VA: A Weevil in a Biscuit

There appears to be little unifying the artists on the seventy-minute A Weevil in a Biscuit compilation aside from the fact that they're globally dispersed, are largely unsigned, and were found via MySpace. Sixteen tracks means a lot of music but the quality level is high in many cases with the set rich in variety—electropop, bedroom lullabies, and grungy folk-rock are just three of the styles on display—and sequenced judiciously. The opening tracks are robust and aggressive but the mood softens halfway through, almost as if night is falling, and the music grows progressively gentler and dreamier.

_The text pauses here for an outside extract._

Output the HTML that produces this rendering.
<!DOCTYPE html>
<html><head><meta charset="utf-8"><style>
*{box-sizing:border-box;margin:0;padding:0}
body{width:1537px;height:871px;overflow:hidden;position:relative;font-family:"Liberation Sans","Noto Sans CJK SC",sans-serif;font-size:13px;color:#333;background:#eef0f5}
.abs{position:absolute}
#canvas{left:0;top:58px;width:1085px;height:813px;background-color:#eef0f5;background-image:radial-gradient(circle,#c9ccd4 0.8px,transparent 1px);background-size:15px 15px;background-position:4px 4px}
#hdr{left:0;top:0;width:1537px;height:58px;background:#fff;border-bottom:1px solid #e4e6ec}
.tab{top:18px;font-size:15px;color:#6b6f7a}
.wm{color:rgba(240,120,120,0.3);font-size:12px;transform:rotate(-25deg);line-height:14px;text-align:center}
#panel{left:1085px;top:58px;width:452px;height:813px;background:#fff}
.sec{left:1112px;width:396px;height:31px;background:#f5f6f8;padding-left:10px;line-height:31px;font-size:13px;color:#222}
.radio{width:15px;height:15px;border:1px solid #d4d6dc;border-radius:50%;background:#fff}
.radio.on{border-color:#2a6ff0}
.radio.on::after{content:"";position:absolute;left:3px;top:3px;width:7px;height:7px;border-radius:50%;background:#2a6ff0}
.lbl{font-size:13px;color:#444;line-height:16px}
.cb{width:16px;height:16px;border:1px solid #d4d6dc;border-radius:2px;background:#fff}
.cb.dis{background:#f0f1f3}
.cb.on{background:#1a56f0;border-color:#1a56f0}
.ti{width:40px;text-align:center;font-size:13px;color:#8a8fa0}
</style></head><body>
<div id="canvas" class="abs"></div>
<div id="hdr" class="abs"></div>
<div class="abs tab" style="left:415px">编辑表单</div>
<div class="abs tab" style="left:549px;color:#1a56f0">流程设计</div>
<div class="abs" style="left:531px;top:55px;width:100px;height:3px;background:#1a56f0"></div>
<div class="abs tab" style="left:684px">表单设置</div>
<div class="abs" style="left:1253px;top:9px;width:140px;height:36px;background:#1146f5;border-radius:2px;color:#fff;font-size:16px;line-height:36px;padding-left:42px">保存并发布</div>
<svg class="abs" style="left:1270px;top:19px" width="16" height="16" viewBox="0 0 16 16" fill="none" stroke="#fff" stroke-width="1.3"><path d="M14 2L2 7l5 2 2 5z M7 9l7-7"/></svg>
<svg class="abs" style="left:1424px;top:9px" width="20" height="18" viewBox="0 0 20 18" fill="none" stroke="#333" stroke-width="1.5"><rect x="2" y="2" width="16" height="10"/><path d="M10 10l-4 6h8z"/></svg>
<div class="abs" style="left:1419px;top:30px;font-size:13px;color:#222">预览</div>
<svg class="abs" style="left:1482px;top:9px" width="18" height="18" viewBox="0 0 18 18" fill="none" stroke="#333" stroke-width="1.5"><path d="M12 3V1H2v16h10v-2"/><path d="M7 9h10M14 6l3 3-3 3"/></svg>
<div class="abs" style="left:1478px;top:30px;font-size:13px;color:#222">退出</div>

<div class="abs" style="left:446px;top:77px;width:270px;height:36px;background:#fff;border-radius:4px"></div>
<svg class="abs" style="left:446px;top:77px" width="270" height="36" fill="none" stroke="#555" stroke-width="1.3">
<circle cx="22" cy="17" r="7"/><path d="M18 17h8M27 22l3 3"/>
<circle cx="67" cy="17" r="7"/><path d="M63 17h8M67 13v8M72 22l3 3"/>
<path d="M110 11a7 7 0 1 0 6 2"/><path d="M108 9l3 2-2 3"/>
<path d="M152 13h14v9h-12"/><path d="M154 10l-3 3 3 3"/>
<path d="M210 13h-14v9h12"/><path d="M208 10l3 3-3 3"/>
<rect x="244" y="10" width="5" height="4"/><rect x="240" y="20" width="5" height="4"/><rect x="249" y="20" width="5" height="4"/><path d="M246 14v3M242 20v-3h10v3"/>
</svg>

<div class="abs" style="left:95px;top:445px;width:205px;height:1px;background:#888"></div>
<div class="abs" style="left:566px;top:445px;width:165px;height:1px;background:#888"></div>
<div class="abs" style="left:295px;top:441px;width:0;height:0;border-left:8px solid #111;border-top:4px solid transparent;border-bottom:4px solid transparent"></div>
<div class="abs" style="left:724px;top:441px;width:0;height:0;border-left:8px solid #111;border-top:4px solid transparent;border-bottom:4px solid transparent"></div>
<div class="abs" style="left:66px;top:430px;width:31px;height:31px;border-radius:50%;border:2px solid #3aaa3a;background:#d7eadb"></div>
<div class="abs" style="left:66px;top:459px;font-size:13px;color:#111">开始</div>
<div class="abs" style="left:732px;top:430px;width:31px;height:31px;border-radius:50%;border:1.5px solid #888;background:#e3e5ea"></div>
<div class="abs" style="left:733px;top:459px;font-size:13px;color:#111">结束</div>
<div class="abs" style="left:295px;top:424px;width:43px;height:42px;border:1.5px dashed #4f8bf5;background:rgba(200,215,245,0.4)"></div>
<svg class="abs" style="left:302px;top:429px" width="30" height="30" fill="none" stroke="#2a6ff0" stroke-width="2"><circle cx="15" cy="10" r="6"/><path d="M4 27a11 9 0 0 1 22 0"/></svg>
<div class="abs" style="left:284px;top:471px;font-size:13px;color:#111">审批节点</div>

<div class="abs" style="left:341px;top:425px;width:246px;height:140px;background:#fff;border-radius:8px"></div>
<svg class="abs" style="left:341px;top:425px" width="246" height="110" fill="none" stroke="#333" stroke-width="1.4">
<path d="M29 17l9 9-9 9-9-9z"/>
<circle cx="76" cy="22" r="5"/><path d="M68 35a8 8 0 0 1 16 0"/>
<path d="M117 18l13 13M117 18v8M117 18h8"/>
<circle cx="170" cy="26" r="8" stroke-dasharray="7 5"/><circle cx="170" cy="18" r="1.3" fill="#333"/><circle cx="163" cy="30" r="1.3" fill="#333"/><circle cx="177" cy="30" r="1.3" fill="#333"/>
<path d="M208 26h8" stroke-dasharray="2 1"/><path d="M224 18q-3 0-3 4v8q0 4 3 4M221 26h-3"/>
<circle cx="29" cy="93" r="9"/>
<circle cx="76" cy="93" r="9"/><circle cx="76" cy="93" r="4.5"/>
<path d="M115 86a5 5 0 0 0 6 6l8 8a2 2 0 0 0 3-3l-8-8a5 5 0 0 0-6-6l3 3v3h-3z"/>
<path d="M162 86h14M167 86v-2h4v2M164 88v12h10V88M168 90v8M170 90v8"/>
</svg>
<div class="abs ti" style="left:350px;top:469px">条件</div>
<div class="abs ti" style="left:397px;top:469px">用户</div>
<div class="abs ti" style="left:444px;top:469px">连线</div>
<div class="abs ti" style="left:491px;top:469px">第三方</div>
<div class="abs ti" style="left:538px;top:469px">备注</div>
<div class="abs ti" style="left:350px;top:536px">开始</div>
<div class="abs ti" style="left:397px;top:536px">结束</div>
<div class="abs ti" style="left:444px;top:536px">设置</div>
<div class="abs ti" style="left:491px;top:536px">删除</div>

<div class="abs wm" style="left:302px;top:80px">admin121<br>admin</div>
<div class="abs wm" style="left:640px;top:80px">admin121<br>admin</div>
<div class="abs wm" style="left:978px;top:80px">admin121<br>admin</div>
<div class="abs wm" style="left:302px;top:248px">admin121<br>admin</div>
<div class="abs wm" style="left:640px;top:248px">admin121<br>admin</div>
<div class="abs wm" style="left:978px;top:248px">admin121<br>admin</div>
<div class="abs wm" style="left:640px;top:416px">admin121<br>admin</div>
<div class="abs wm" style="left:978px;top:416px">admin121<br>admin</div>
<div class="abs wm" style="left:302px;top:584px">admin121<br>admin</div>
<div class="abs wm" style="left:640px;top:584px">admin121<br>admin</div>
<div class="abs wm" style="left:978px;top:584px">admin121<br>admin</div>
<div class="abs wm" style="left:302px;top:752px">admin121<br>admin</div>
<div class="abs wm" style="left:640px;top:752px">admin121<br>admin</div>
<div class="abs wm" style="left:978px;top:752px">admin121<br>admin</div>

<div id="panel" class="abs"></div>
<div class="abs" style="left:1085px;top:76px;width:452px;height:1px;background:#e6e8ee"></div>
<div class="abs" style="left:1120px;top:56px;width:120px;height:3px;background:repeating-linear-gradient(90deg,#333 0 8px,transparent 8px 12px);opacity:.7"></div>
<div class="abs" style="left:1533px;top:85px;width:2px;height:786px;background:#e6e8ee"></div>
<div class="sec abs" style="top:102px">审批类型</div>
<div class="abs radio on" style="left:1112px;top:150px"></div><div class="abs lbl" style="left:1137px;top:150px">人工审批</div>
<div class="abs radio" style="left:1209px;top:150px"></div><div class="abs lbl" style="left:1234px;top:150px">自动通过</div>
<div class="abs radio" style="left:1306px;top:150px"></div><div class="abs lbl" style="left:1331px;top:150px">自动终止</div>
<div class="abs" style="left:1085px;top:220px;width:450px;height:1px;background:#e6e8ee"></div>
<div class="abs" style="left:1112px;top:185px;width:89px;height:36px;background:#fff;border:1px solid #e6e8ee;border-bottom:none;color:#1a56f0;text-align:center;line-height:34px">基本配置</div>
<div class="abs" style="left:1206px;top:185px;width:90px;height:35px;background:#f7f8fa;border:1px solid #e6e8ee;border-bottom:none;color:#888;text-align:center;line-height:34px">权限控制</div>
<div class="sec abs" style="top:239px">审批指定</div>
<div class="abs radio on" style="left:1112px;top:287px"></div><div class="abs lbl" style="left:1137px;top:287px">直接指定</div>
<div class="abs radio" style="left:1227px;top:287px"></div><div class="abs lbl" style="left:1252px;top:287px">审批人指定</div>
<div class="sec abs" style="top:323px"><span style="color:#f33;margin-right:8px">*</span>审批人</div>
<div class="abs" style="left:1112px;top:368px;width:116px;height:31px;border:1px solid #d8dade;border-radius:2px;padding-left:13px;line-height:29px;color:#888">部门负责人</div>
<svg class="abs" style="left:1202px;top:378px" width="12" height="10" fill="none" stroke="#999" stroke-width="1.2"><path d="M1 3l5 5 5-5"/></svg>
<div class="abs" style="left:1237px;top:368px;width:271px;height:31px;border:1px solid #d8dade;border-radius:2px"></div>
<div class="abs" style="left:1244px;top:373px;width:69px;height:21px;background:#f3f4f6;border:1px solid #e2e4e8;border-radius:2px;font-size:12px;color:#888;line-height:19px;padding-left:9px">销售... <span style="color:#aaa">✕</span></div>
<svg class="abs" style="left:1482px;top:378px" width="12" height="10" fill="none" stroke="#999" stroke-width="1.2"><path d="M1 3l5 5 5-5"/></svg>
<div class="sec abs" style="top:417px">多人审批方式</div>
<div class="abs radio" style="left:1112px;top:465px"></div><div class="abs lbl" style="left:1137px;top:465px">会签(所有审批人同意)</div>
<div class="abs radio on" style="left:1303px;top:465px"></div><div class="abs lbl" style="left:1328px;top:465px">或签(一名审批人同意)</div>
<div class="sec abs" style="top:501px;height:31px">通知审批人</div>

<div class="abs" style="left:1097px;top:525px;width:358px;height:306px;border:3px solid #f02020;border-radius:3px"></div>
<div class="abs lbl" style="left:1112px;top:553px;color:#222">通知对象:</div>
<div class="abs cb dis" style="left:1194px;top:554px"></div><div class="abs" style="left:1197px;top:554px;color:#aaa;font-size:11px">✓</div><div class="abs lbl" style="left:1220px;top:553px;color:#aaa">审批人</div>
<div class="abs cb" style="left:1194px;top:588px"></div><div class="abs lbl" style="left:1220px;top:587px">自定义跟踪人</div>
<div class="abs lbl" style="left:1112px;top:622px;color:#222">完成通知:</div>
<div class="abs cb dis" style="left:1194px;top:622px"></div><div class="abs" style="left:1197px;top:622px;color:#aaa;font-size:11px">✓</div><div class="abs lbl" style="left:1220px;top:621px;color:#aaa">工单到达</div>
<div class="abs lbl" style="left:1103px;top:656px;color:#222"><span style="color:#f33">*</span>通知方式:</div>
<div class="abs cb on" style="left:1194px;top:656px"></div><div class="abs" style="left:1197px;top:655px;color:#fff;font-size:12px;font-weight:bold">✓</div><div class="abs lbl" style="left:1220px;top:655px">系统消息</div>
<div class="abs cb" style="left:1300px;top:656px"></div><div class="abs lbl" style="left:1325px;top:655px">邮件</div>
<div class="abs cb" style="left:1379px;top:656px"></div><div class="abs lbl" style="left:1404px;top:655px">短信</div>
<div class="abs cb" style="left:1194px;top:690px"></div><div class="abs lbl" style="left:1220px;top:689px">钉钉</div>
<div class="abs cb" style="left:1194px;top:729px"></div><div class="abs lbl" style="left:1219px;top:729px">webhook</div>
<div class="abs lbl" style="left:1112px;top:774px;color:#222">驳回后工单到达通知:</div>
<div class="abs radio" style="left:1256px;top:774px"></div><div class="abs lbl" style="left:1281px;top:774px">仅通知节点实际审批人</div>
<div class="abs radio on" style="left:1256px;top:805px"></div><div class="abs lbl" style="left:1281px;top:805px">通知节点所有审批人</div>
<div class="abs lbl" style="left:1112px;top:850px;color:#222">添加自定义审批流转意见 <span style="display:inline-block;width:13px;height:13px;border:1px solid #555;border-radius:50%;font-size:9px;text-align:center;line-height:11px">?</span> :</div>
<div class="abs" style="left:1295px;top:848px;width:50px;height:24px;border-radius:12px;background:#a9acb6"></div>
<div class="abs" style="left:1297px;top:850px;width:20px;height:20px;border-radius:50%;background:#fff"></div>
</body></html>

From Brazil , Anne King's “Unknown Us Apart” opens the collection auspiciously with hard-hitting, voice-distorted electropop, followed by Japan's Alone Together whose “Human Beings” rides a roller coaster of rollicking player piano melodies alongside a vocodered, synth-pop stampede. Also strong is the electroacoustic stomp “Pick Up Your Tears” by Pndc (aka Belgrade-based Predrag Nedic). Some artists' material evokes the work of others: Limbic Somnus's “A Candy Coated Slow Down” is a lovely cathedralesque ambient drone that could make Eluvium jealous; Sonicbrat's (Singapore 's Darren Ng) “That Little Something” is a wistful electroacoustic ballad of melodica and piano that recalls F.S. Blumm; and Spain's Pequena Fiera! Weighs in with “Do Re Mi Fa So I Love You,” a haunting lullaby whose mix of toy instruments; melodica and glockenspiel suggests a Sigur Rós and Lullatone collaboration. Arguably the set's most beautiful moment is “You Are Alive” by Linda Bjalla (aka Japan-based Izumi Suzuki) which was written for a friend who “sometimes says he wants to die”; the eight-minute piece begins as a ghostly requiem, but the gloom eventually lifts when pretty piano and glockenspiel melodies bring uplift.

The collection also includes decent contributions from James Ross, whose “Study No. 1 (Inharmonicity)” colours his meditative guitar-based setting with gamelan flavouring, and Hulk (Thomas Haugh from Dublin, Ireland), whose “In the Belly of the Hungry White Sea” is a creaky, string-based ode to the sea. A Weevil in a Biscuit is not the most stylistically uniform compilation necessarily but it does contain a healthy share of memorable moments.